AIM:
Only the lines from the start of the data to the line containing "import React from", both included, should be output, exactly and without pictures.

______

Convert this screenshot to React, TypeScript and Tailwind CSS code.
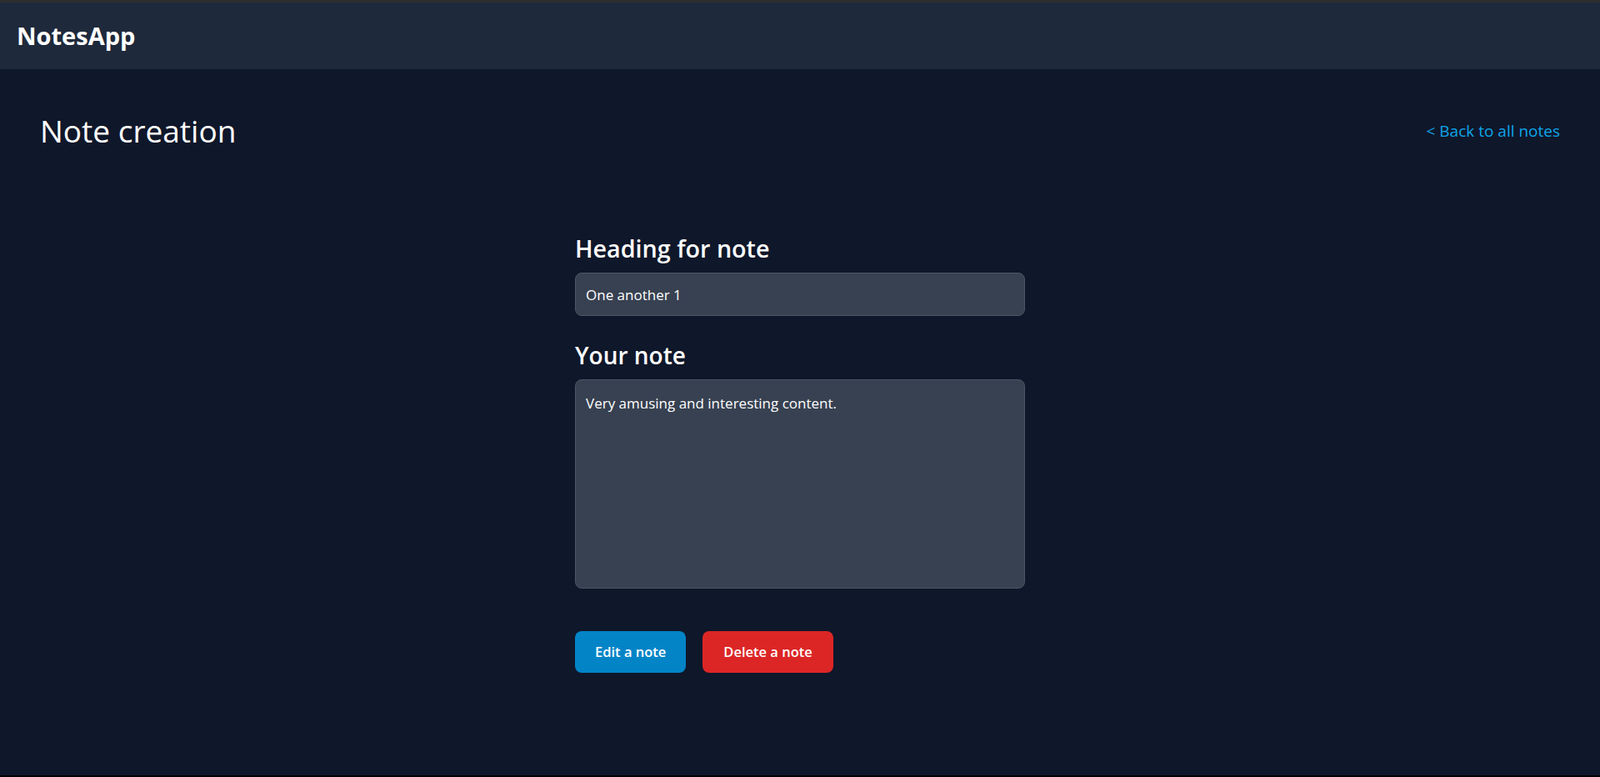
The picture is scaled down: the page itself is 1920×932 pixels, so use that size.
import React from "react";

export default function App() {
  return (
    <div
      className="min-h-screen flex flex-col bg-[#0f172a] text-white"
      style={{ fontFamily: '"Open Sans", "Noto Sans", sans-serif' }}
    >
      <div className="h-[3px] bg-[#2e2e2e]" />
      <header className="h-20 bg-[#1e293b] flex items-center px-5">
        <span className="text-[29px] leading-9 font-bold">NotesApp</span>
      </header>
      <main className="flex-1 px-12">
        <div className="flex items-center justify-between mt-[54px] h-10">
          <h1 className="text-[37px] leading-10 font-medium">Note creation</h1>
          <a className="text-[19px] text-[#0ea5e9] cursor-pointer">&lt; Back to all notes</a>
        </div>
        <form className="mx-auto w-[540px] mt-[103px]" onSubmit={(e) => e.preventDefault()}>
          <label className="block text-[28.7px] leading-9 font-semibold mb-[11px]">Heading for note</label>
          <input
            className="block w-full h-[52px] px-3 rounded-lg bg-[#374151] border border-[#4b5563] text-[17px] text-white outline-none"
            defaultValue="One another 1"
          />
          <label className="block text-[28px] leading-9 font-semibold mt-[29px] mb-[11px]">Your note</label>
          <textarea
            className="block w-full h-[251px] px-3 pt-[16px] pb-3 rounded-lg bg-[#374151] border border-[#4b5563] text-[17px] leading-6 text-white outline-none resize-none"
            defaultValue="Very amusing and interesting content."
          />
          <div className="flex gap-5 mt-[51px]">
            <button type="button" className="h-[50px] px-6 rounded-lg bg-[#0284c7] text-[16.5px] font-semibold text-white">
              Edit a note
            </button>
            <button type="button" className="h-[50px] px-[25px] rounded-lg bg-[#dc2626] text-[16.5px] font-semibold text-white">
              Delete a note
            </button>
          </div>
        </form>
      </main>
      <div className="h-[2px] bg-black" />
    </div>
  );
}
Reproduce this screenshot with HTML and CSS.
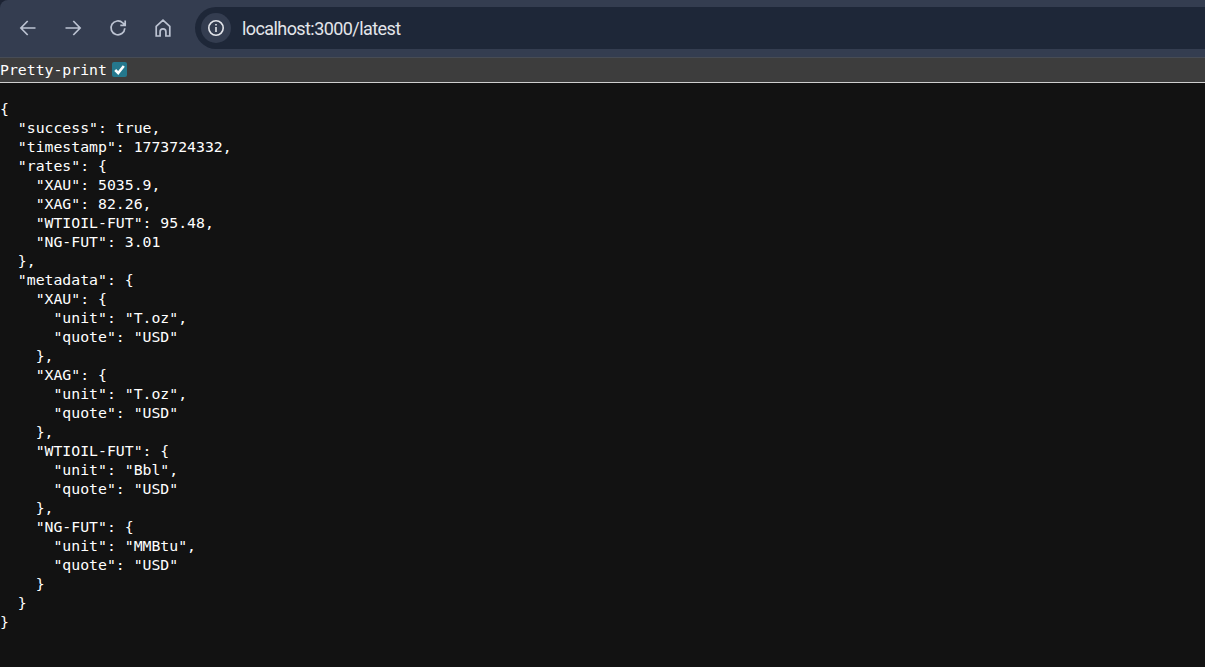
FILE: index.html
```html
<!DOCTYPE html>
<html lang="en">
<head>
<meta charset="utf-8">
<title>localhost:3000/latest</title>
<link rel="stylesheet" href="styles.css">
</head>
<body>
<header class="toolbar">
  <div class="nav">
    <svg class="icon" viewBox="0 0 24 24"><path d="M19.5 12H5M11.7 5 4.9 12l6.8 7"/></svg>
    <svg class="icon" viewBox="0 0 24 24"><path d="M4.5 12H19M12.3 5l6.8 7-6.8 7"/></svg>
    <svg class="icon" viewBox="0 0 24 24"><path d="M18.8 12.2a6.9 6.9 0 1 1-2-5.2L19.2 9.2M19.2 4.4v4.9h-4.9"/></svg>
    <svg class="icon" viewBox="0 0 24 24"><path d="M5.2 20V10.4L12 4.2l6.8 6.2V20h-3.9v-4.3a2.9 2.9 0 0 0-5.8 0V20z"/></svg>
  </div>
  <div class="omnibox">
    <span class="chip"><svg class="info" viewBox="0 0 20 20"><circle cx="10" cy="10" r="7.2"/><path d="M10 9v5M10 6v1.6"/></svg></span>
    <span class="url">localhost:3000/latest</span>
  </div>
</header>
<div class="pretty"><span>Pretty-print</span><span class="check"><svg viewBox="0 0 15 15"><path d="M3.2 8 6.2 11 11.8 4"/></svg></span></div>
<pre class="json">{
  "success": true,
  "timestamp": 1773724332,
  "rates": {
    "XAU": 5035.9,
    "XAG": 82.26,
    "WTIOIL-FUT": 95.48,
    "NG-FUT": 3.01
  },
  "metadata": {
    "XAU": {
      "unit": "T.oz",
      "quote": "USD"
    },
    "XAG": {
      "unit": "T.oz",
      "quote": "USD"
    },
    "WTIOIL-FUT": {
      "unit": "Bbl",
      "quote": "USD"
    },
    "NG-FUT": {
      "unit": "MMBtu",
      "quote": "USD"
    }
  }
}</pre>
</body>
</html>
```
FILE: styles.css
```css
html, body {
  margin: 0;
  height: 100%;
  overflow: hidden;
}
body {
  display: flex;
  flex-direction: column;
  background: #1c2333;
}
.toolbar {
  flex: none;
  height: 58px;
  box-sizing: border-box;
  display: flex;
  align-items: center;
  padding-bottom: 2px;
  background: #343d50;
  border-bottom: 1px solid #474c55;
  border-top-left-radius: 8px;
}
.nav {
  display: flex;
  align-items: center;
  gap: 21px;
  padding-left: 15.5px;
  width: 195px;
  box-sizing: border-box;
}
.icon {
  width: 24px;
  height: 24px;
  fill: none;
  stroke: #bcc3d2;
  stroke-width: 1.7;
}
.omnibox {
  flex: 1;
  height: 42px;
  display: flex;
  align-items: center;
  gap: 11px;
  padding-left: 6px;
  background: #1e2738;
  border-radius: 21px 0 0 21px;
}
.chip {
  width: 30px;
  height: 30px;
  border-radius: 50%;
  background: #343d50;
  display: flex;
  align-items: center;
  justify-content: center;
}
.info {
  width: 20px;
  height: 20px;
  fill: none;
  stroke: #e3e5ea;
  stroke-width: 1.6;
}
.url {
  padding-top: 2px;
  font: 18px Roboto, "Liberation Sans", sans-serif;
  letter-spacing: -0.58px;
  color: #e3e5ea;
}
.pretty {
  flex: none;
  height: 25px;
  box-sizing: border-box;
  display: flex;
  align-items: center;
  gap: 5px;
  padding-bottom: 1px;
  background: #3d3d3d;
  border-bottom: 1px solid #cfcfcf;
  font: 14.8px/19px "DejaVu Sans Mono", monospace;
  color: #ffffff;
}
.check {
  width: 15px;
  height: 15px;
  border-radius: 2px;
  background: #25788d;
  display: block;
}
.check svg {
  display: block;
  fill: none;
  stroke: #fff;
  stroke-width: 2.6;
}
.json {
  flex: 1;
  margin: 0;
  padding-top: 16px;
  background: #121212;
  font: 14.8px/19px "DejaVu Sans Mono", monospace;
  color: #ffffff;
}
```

______

EXERCISE OUTPUT:
Convert this screenshot to React, TypeScript and Tailwind CSS code.
The picture is scaled down: the page itself is 1920×932 pixels, so use that size.
import React from "react";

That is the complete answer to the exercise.